I don't want anyone driven away. I just want the part to get past the reactionary and anti-democratic notion that the MPs and the leader(when it's a leader from the right wing of the party)being the ONLY people who have a say in what the party stands for and(effectively) being the only people who get to decided, as a result of control of the shortlists from above, who gets to stand as a Labour candidate. That kind of thing is no longer necessary. Labour is supposed to be a democratically-run party, reflecting the views of those who campaign hard for Labour victories and who show loyalty to the party when no one else does. When that is stopped, when control is centralized in a handful of "insiders" who see their mission in life as keeping the Labour rank-and-file powerless, the result is a party that stands for next to nothing.

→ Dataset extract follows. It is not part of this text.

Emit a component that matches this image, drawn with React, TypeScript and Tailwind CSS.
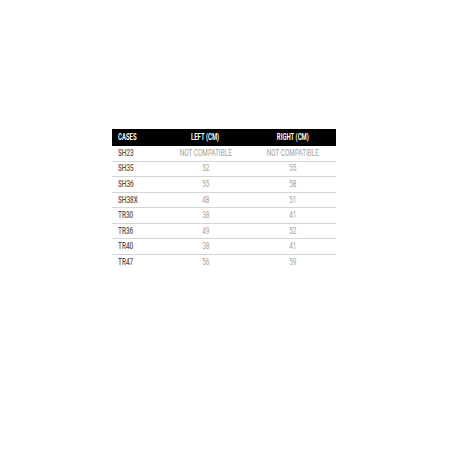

It's not about wanting anyone kicked out. It's about getting the MPs to accept that they aren't the only people in the party who know how to win an election or the only people who should have a real say in what the party stands for, who leads it, and who is permitted to be a parliamentary candidate. It's the Labour Party, not the Labour MP Party. And you can't expect people to pay to join the party but be given no voice in the party's direction. Paid party membership has to mean something more than the chance to campaign for candidates someone else chose on a manifesto someone who had no obligation to listen to them devised. Why would you expect anyone to pay to be a party member and get so little for what they paid? Labour didn't lose in the Eighties because the rank-and-file had a say(with the left wing platform, with Michael Foot as leader, Labour had an eleven point lead in the last poll taken prior to the launch of the "Alliance", so the left ideas weren't THAT unpopular), it lost because a group of MPs threw a tantrum and deserted the party rather than accept that the left had won control of the party fairly and squarely according to the party rules of the day. Having a Blair-type leader and a Blair-type party structure and decision-making apparatus would have made little if any difference(and if Labour HAD won in 1983, 1987 or 1992 on those terms, it is now clear that a Labour government of that stripe would have made nearly every cut Thatcher or Major made and sold off just as much of the family silver at bargain basement prices. We know this because the Australian Labor Party did exactly that when in power in the same period).
Labour did not win in 1997 because the grassroots was kept totally out in the cold. It won because the voters were sick of everything the Tories had done, not just the Tory Party as a group of personalities. Labour's manifesto that year included a proposal that Corbyn is now being called "far left" for supporting-nationalization of the railroads(a commitment that Blair refused to implement, for no good reason whatsoever, and a commitment that would have done the country nothing but good IF implemented).
BTW, most of the current MPs represent safe Labour seats...seats that ALWAYS vote Labour no matter what. There are hardly any constituencies at all where the MP was elected because she or he treated the constituency party with contempt and dismissiveness, where the MP made a point of not caring what the CLP wants.
I was involved with the Alaska Democratic Party for most of the 33 years I lived there, and will be involved with the Democratic Party in Washington State now that I lived there. I supported a lot of people who were too right wing for my taste. Most of them lost even though they made a point of being well to the right of the grassrots, activist Democrats. And this spring, the "socialist" presidential candidate took 82% of the vote in our party's precinct caucuses.
It's not about "purity". It's about the reasonable expectation that the party you support will at the very least treat your principles with respect and be clearly moving in the direction you want it to be moving in. Is that such an intolerable combination of things to ask for?